9. Perguntas Frequentes (FAQ)

1. O PEAP garante um perdão total de dívidas?
Não. O PEAP visa sobretudo reformular prazos, juros ou condições de pagamento. É possível que alguns credores aceitem perdoar juros de mora ou parte do capital, mas não é regra legal fixa. O essencial é chegar a um acordo para pagar, integral ou parcialmente, em condições exequíveis.

2. Quanto tempo demora o PEAP?
Depende da complexidade das negociações. Em média, pode durar alguns meses até se obter (ou não) um acordo.
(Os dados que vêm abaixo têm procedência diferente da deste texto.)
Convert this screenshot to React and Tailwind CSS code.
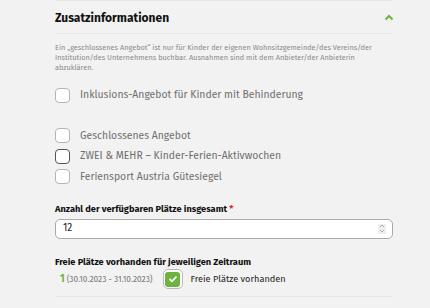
import React from "react";

const font = { fontFamily: "'Fira Sans', Lato, 'Noto Sans', sans-serif" };

function Box({ dark }) {
  return (
    <span
      className={`block w-[15px] h-[15px] shrink-0 rounded-[4px] bg-white border ${
        dark ? "border-[#555]" : "border-[#b5b5b5]"
      }`}
    />
  );
}

function Option({ label, dark }) {
  return (
    <label className="flex items-center gap-[10px] h-[20.5px]">
      <Box dark={dark} />
      <span className="text-[10.4px] text-[#6f6f6f]">{label}</span>
    </label>
  );
}

export default function App() {
  return (
    <div className="w-[430px] h-[308px] bg-[#f2f2f2] overflow-hidden" style={font}>
      <div className="mx-[55px] w-[338px]">
        <div className="border-t border-[#e6e6e6]" />
        <div className="flex items-center justify-between h-[33px] border-b border-[#e6e6e6]">
          <h2 className="text-[12px] font-bold text-[#111] pt-[2px]">Zusatzinformationen</h2>
          <svg width="10" height="7" viewBox="0 0 10 7" className="mr-[-1px]">
            <path d="M1.5 5.5 L5 2 L8.5 5.5" fill="none" stroke="#6cb33f" strokeWidth="2" />
          </svg>
        </div>
        <p className="mt-[9px] text-[7.35px] leading-[10px] text-[#8a8a8a]">
          Ein „geschlossenes Angebot“ ist nur für Kinder der eigenen Wohnsitzgemeinde/des Vereins/der
          Institution/des Unternehmens buchbar. Ausnahmen sind mit dem Anbieter/der Anbieterin
          abzuklären.
        </p>
        <div className="mt-[12px]">
          <Option label="Inklusions-Angebot für Kinder mit Behinderung" />
        </div>
        <div className="mt-[20px] flex flex-col">
          <Option label="Geschlossenes Angebot" />
          <Option label="ZWEI & MEHR – Kinder-Ferien-Aktivwochen" dark />
          <Option label="Feriensport Austria Gütesiegel" />
        </div>
        <div className="mt-[15px] text-[9.25px] font-bold text-[#111]">
          Anzahl der verfügbaren Plätze insgesamt <span className="text-[#e3262b]">*</span>
        </div>
        <div className="mt-[3px] h-[20px] flex items-center justify-between bg-white border border-[#aaa] rounded-[5px] pl-[7px] pr-[6px]">
          <span className="text-[10px] text-[#222]">12</span>
          <span className="flex flex-col items-center justify-center w-[8px] h-[10px] bg-[#eee] rounded-[1px]">
            <svg width="6" height="9" viewBox="0 0 6 9">
              <path d="M1 3 L3 1 L5 3 M1 6 L3 8 L5 6" fill="none" stroke="#999" strokeWidth="0.8" />
            </svg>
          </span>
        </div>
        <div className="mt-[16px] text-[9.25px] font-bold text-[#111]">
          Freie Plätze vorhanden für jeweiligen Zeitraum
        </div>
        <div className="mt-[0px] flex items-center h-[21px] pb-[6px] border-b border-[#e6e6e6] box-content">
          <span className="ml-[5px] text-[10px] font-bold text-[#6cb33f]">1</span>
          <span className="ml-[2px] text-[8.3px] text-[#777]">(30.10.2023 - 31.10.2023)</span>
          <span className="ml-[10px] flex items-center justify-center w-[20px] h-[20px] rounded-[5px] border border-[#bbb] bg-white">
            <span className="flex items-center justify-center w-[15px] h-[15px] rounded-[3px] bg-[#6cb33f]">
              <svg width="10" height="8" viewBox="0 0 10 8">
                <path d="M1.5 4 L4 6.3 L8.5 1.5" fill="none" stroke="#fff" strokeWidth="1.8" />
              </svg>
            </span>
          </span>
          <span className="ml-[8px] text-[9.2px] text-[#222]">Freie Plätze vorhanden</span>
        </div>
      </div>
    </div>
  );
}
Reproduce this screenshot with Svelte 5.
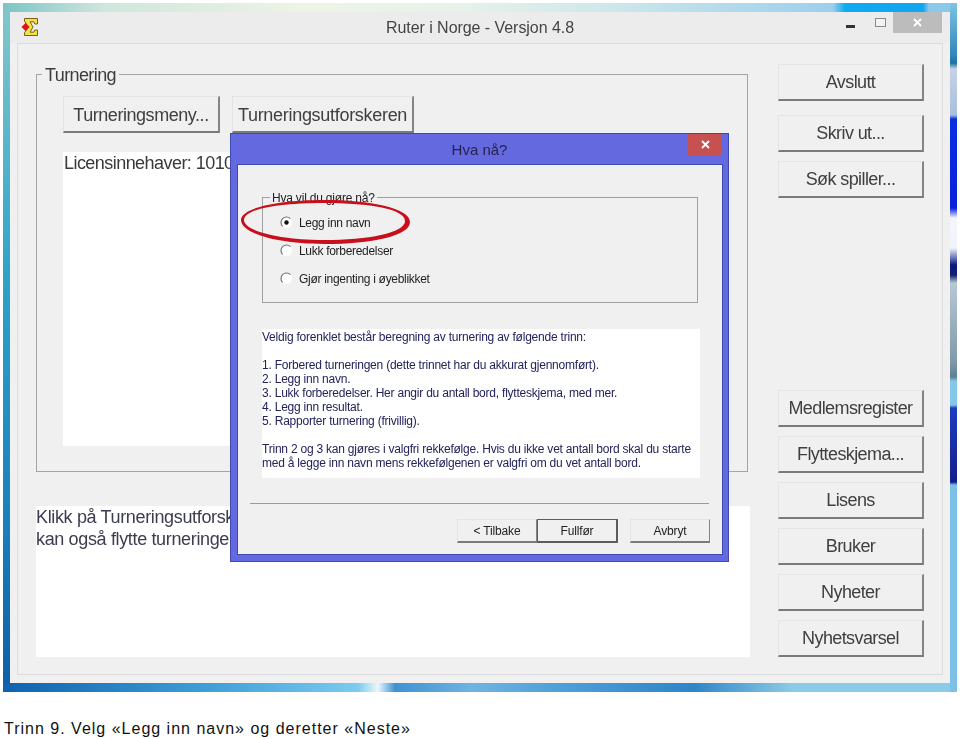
<script>
	const topButtons = ['Skriv ut...', 'Søk spiller...'];
	const lowerButtons = ['Medlemsregister', 'Flytteskjema...', 'Lisens', 'Bruker', 'Nyheter', 'Nyhetsvarsel'];
	const options = ['Legg inn navn', 'Lukk forberedelser', 'Gjør ingenting i øyeblikket'];
	const steps = [
		'1. Forbered turneringen (dette trinnet har du akkurat gjennomført).',
		'2. Legg inn navn.',
		'3. Lukk forberedelser. Her angir du antall bord, flytteskjema, med mer.',
		'4. Legg inn resultat.',
		'5. Rapporter turnering (frivillig).'
	];
</script>

<div class="frame">
	<div class="window">
		<header class="titlebar">
			<svg class="logo" width="18" height="20" viewBox="0 0 18 20">
				<path d="M3.5 1.5H16.5V7H13.8L12.8 4.8H9L12 10L9 15.2H12.8L13.8 13H16.5V18.5H3.5V15.8L7.5 10L3.5 4.2Z" fill="#f0e444" stroke="#7a5f12" stroke-width="1" />
				<path d="M4.5 6L8.5 10L4.5 14L0.5 10Z" fill="#e2101c" />
			</svg>
			<span class="title">Ruter i Norge - Versjon 4.8</span>
			<div class="controls">
				<span class="minimize"></span>
				<span class="maximize"></span>
				<span class="close">
					<svg width="11" height="11" viewBox="0 0 11 11"><path d="M2 2L9 9M9 2L2 9" stroke="#fff" stroke-width="1.8" /></svg>
				</span>
			</div>
		</header>

		<div class="panel">
			<div class="left">
				<section class="group">
					<span class="group-label">Turnering</span>
					<div class="group-actions">
						<button class="btn menu">Turneringsmeny...</button>
						<button class="btn explorer">Turneringsutforskeren</button>
					</div>
					<div class="license">Licensinnehaver: 1010</div>
				</section>
				<div class="hint">
					Klikk på Turneringsutforskeren<br />
					kan også flytte turneringen
				</div>
			</div>
			<nav class="right">
				<button class="btn side quit">Avslutt</button>
				{#each topButtons as label}
					<button class="btn side">{label}</button>
				{/each}
				<div class="spacer"></div>
				{#each lowerButtons as label}
					<button class="btn side">{label}</button>
				{/each}
			</nav>
		</div>

		<div class="dialog">
			<div class="dialog-title">Hva nå?</div>
			<span class="dialog-close">
				<svg width="11" height="11" viewBox="0 0 11 11"><path d="M2 2L9 9M9 2L2 9" stroke="#fff" stroke-width="1.8" /></svg>
			</span>
			<div class="dialog-body">
				<section class="choice">
					<span class="choice-label">Hva vil du gjøre nå?</span>
					{#each options as option, i}
						<div class="option">
							<svg width="13" height="13" viewBox="0 0 13 13">
								<circle cx="6.5" cy="6.5" r="5.5" fill="#fff" />
								<path d="M2.6 10.4A5.5 5.5 0 0 1 10.4 2.6" fill="none" stroke="#6e6e6e" stroke-width="1.1" />
								{#if i === 0}<circle cx="6.5" cy="6.5" r="2.2" fill="#111" />{/if}
							</svg>
							<span>{option}</span>
						</div>
					{/each}
				</section>

				<div class="info">
					<p>Veldig forenklet består beregning av turnering av følgende trinn:</p>
					<p>
						{#each steps as step}
							{step}<br />
						{/each}
					</p>
					<p>Trinn 2 og 3 kan gjøres i valgfri rekkefølge. Hvis du ikke vet antall bord skal du starte<br />med å legge inn navn mens rekkefølgenen er valgfri om du vet antall bord.</p>
				</div>

				<div class="separator"></div>

				<div class="dialog-actions">
					<button class="btn small">&lt; Tilbake</button>
					<button class="btn small default">Fullfør</button>
					<button class="btn small cancel">Avbryt</button>
				</div>
			</div>
		</div>

		<svg class="marker" width="172" height="46" viewBox="0 0 172 46">
			<path fill="#c8101c" fill-rule="evenodd" d="M1 21C1 9 38 1 84 1S170 9 170 23S132 45 84 45S1 34 1 21ZM4 21C4 32 40 41 84 41S165 34 165 22S130 4 84 4S4 10 4 21Z" />
		</svg>
	</div>
</div>

<p class="caption">Trinn 9. Velg «Legg inn navn» og deretter «Neste»</p>

<style>
	:global(body) {
		background: #fff;
	}

	.frame {
		box-sizing: border-box;
		width: 954px;
		height: 689px;
		margin: 3px 0 0 3px;
		padding: 9px 7px;
		filter: blur(0.4px);
		background:
			linear-gradient(to bottom, #7fc3e6 0, #2f86b8 53px, #1d6fa4 60px, #c5d3e4 66px, #a9bfdc 112px, #0a2fe0 116px, #0a20d8 205px, #f4f6fb 215px, #f0f4fa 245px, #0a1a80 262px, #11206e 272px, #b7c8d4 280px, #7f98a8 360px, #5d8092 374px, #86c6e6 378px, #86c6e6 402px, #1c3cc0 405px, #141e8a 479px, #7cc0e6 482px, #7cc0e6 100%) right / 7px 100% no-repeat,
			linear-gradient(to right, #0e62ad 0, #3f9cd6 200px, #7ccbf0 355px, #e8f6fc 375px, #3f92d2 392px, #6fb4e2 470px, #4e9ed8 560px, #2f85c8 690px, #8ccbe8 790px, #8ccbe8 100%) bottom / 100% 9px no-repeat,
			linear-gradient(to right, #7cc4c8 0, #cfe6dc 100px, #eef3e6 300px, #e8f2ea 450px, #cfe8ea 600px, #9ccfec 830px, #0faaf0 842px, #12a6ee 920px, #8cc8ea 926px, #8cc8ea 100%) top / 100% 9px no-repeat,
			linear-gradient(to bottom, #84c8cc 0, #2da3c8 40%, #1a80bc 75%, #0c5ea8 100%);
	}

	.window {
		position: relative;
		display: flex;
		flex-direction: column;
		height: 100%;
		background: #f0f0f0;
		font-family: 'Liberation Sans', Arial, sans-serif;
	}

	.titlebar {
		position: relative;
		display: flex;
		flex: none;
		align-items: center;
		justify-content: center;
		height: 31px;
		background: #ececec;
	}

	.logo {
		position: absolute;
		left: 11px;
		top: 5px;
	}

	.title {
		font-size: 16px;
		letter-spacing: -0.05px;
		color: #444;
		padding-top: 1px;
	}

	.controls {
		position: absolute;
		top: 0;
		right: 8px;
		display: flex;
		align-items: flex-start;
	}

	.minimize {
		width: 9px;
		height: 3px;
		margin: 13px 20px 0 0;
		background: #333;
	}

	.maximize {
		box-sizing: border-box;
		width: 11px;
		height: 9px;
		margin: 6px 7px 0 0;
		border: 1px solid #8a8a8a;
		background: #f2f2f2;
	}

	.close {
		display: flex;
		align-items: center;
		justify-content: center;
		width: 49px;
		height: 21px;
		background: #bcbcbc;
	}

	.panel {
		display: flex;
		flex: 1;
		margin: 0 7px 8px;
		padding: 20px 18px 17px;
		border: 1px solid #dcdcdc;
		min-height: 0;
	}

	.left {
		display: flex;
		flex-direction: column;
		width: 714px;
	}

	.group {
		position: relative;
		box-sizing: border-box;
		width: 712px;
		height: 398px;
		margin-top: 10px;
		padding: 21px 26px 0;
		border: 1px solid #a4a4a4;
	}

	.group-label {
		position: absolute;
		left: 5px;
		top: -10px;
		padding: 0 3px;
		background: #f0f0f0;
		font-size: 18px;
		letter-spacing: -0.6px;
		color: #3c3c3c;
	}

	.group-actions {
		display: flex;
		gap: 12px;
	}

	.btn {
		box-sizing: border-box;
		padding: 0;
		background: #f0f0f0;
		border: 1px solid #e4e4e4;
		border-right: 2px solid #858585;
		border-bottom: 2px solid #7a7a7a;
		font-family: inherit;
		color: #404040;
	}

	.menu,
	.explorer,
	.side {
		height: 37px;
		font-size: 18px;
		letter-spacing: -0.3px;
	}

	.menu,
	.explorer {
		padding-top: 2px;
	}

	.menu {
		width: 157px;
		letter-spacing: -0.45px;
	}

	.explorer {
		width: 182px;
	}

	.license {
		box-sizing: border-box;
		width: 660px;
		height: 294px;
		margin-top: 19px;
		padding: 0 1px;
		background: #fff;
		font-size: 18px;
		line-height: 22px;
		letter-spacing: -0.55px;
		color: #3a3a3a;
	}

	.hint {
		box-sizing: border-box;
		width: 714px;
		height: 151px;
		margin-top: 34px;
		background: #fff;
		font-size: 18px;
		line-height: 22px;
		letter-spacing: -0.35px;
		color: #3c3c50;
	}

	.right {
		display: flex;
		flex-direction: column;
		gap: 9px;
		width: 146px;
		margin-left: 28px;
	}

	.side {
		width: 146px;
		flex: none;
		letter-spacing: -0.6px;
	}

	.quit {
		margin-bottom: 5px;
	}

	.spacer {
		flex: 1;
	}

	.dialog {
		position: absolute;
		left: 220px;
		top: 121px;
		box-sizing: border-box;
		width: 499px;
		height: 429px;
		padding: 0 6px 7px 7px;
		display: flex;
		flex-direction: column;
		background: #6569df;
		border: 1px solid #3d4bb0;
	}

	.dialog-title {
		flex: none;
		height: 31px;
		line-height: 32px;
		padding-right: 1px;
		text-align: center;
		font-size: 15px;
		color: #24244e;
	}

	.dialog-close {
		position: absolute;
		top: 0;
		right: 6px;
		display: flex;
		align-items: center;
		justify-content: center;
		width: 34px;
		height: 21px;
		background: #c75050;
	}

	.dialog-body {
		flex: 1;
		display: flex;
		flex-direction: column;
		background: #f0f0f0;
		outline: 1px solid #3d4bb0;
	}

	.choice {
		position: relative;
		box-sizing: border-box;
		width: 436px;
		height: 106px;
		margin: 32px 0 0 24px;
		padding: 11px 0 0 17px;
		border: 1px solid #a0a0a0;
	}

	.choice-label {
		position: absolute;
		left: 7px;
		top: -7px;
		padding: 0 2px;
		background: #f0f0f0;
		font-size: 12px;
		line-height: 14px;
		letter-spacing: -0.2px;
		color: #222;
	}

	.option {
		display: flex;
		align-items: center;
		gap: 6px;
		height: 28px;
		font-size: 12px;
		letter-spacing: -0.3px;
		color: #1e1e1e;
	}

	.option svg {
		margin-top: -2px;
	}

	.info {
		box-sizing: border-box;
		flex: none;
		width: 438px;
		height: 149px;
		margin: 26px 0 0 24px;
		padding-top: 1px;
		background: #fff;
		font-size: 12px;
		line-height: 14px;
		letter-spacing: -0.22px;
		color: #23235c;
	}

	.info p {
		margin: 0 0 14px;
		white-space: nowrap;
	}

	.separator {
		flex: none;
		width: 459px;
		height: 1px;
		margin: 25px 0 0 12px;
		background: #9a9a9a;
	}

	.dialog-actions {
		display: flex;
		justify-content: flex-end;
		margin: 15px 12px 0 0;
	}

	.small {
		width: 80px;
		height: 24px;
		font-size: 12px;
		letter-spacing: -0.15px;
		color: #222;
		border-right-width: 1px;
		border-bottom-width: 2px;
	}

	.default {
		width: 81px;
		border: 2px solid #5c5c5c;
		border-top-width: 1px;
		border-left-width: 1px;
	}

	.cancel {
		margin-left: 12px;
	}

	.marker {
		position: absolute;
		left: 230px;
		top: 187px;
	}

	.caption {
		margin: 27px 0 0 4px;
		font-family: 'Liberation Sans', Arial, sans-serif;
		font-size: 16px;
		line-height: 20px;
		letter-spacing: 1px;
		color: #111;
	}
</style>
Se a maioria dos credores estiver aberta a um consenso, a tramitação é mais rápida do que processos de insolvência extensos.

3. Posso manter o meu carro ou casa durante o PEAP?
Em princípio, sim. Enquanto o processo decorre, suspende-se as execuções, pelo que não são apreendidos os bens (salvo se houver risco iminente de dissipação). Se, no final, o plano não avançar, podem retomar-se as Penhoras.

4. Preciso contratar advogado para o PEAP?
Sim. Sendo um processo judicial, o devedor deve ser representado por advogado para apresentar o requerimento e conduzir as negociações. É importante ter orientação legal, sobretudo se houver vários credores e montantes elevados.

5. E se alguns credores aceitarem, mas outros não?
O PEAP exige aprovação por maioria legal dos créditos reclamados. Se essa maioria for alcançada, todos (mesmo os que votaram contra) ficam vinculados ao acordo. Se a maioria não for atingida, o plano fracassa e regressam as execuções individuais ou a insolvência.

6. Se já estiver em Processo de Insolvência, posso pedir PEAP?
Não. O PEAP é especificamente pré-insolvência. Se já foi declarada a insolvência, o devedor não pode migrar para o PEAP. A sequência é inversa: se o PEAP falhar, aí sim se considera a insolvência.

7. Quais dívidas podem integrar o PEAP?
Basicamente, todas as dívidas vencidas ou que se prestes a vencer face ao risco de incumprimento. Podem ser dívidas bancárias, a fornecedores, faturas de serviços, créditos pessoais, etc. O objetivo é resolver tudo num só plano.